Die Weisen des Umgreifenden

„Das Umgreifende ist entweder das Sein an sich, von dem wir umfangen sind, oder es ist das Sein, das wir sind.

Das Sein, das uns umfängt, heißt Welt und Transzendenz. Das Sein, das wir sind, heißt Dasein, Bewußtsein überhaupt, Geist, heißt Existenz.

a) Das Sein, das uns umfängt. – Dieses Sein, das ist, auch ohne daß wir es sind, und das uns umfängt, ohne daß wir es sind, ist zweifacher Art: – es ist die Welt, das ist: das Sein, von dem eine Seite unseres Wesens doch ein winziger Teil ist, wenn die Welt im Ganzen als Nichtwirsein uns umgreift; – es ist die Transzendenz, das ist: das Sein, das das uns schlechthin Andere ist, an dem wir keinen Teil haben, aber in dem wir gegründet sind, und auf das wir uns beziehen.

aa) Welt: Die Welt im Ganzen ist kein Gegenstand, sondern eine Idee. Was wir erkennen, ist in der Welt, ist nie die Welt.

bb) Transzendenz: Transzendenz ist das Sein, das niemals Welt wird, aber das durch das Sein in der Welt gleichsam spricht. Transzendenz ist nur dann, wenn die Welt nicht aus sich besteht, nicht in sich selbst gegründet ist, sondern über sich hinausweist. Ist die Welt alles, so ist keine Transzendenz. Ist aber Transzendenz, so liegt im Weltsein ein möglicher Zeiger auf sie.

b) Das Sein, das wir sind. – Die Weisen, in denen wir unseres Seins bewußt werden, sind folgende:

aa) Wir sind Dasein: Wir leben in einer Umwelt, wie alles Lebendige. Das Umgreifende dieses Lebendigseins wird der Erforschung Gegenstand in seinen Erscheinungen, in den Hervorbringungen des Lebens, in der Leibesgestalt, in den physiologischen Funktionen, im erblich begründeten Formbildungszusammenhang, in psychologischen Erlebnissen, in Verhaltungsweisen, in Umweltstrukturen. Dazu bringt der Mensch, und nur er, Sprachen, Werkzeuge, Gebilde, Taten bringt er sich selber gegenständlich hervor. Alles Leben außer dem des Menschen ist nur Dasein in seiner Umwelt. Das Dasein des Menschen dagegen hat die Fülle seiner Erscheinung dadurch, daß die folgenden Weisen des Umgreifenden in es eintreten, entweder von ihm getragen oder in seinen Dienst gezwungen werden.

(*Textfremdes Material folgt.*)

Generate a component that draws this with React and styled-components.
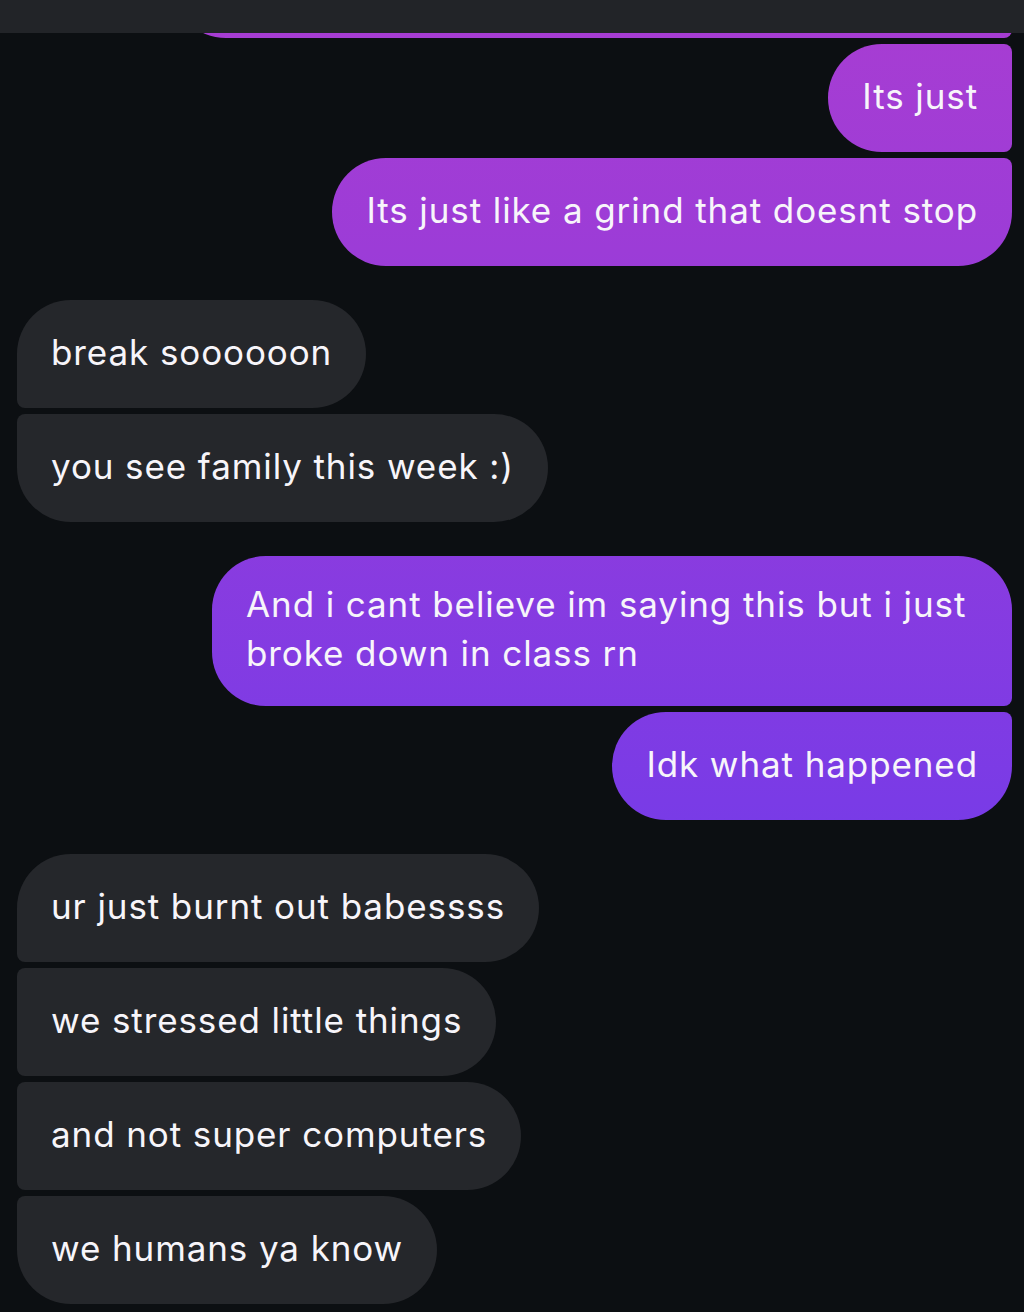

bb) Wir sind Bewußtsein überhaupt in der Spaltung von Subjekt und Objekt. Nur was in dieses Bewußtsein tritt, ist Sein für uns. Wir sind das umgreifende Bewußtsein, in dem alles, was ist, in den Formen der Gegenständlichkeit gemeint, gewußt, erkannt werden kann. Wir durchbrechen unsere bloße Umwelt zur Idee der Welt, der alle Umwelten angehören, ja wir denken über die Welt hinaus und können sie im Gedanken, als ob sie nichts sei, verschwinden lassen.

cc) Wir sind Geist: Geistiges Leben ist Leben der Ideen. Die Ideen – z. B. die praktischen Ideen von Berufen und Aufgaben unserer Verwirklichung, die theoretischen Ideen von Welt, Seele, Leben usw. – führen uns, und zwar als Antriebe in uns, als Zug der in der Sache liegenden Sinntotalität, als systematische Methode des Eindringens, des Aneignens und des Verwirklichens. Sie sind kein Gegenstand, aber erscheinen in Schematen und Gestalten. Sie sind wirksam gegenwärtig und zugleich unendliche Aufgabe.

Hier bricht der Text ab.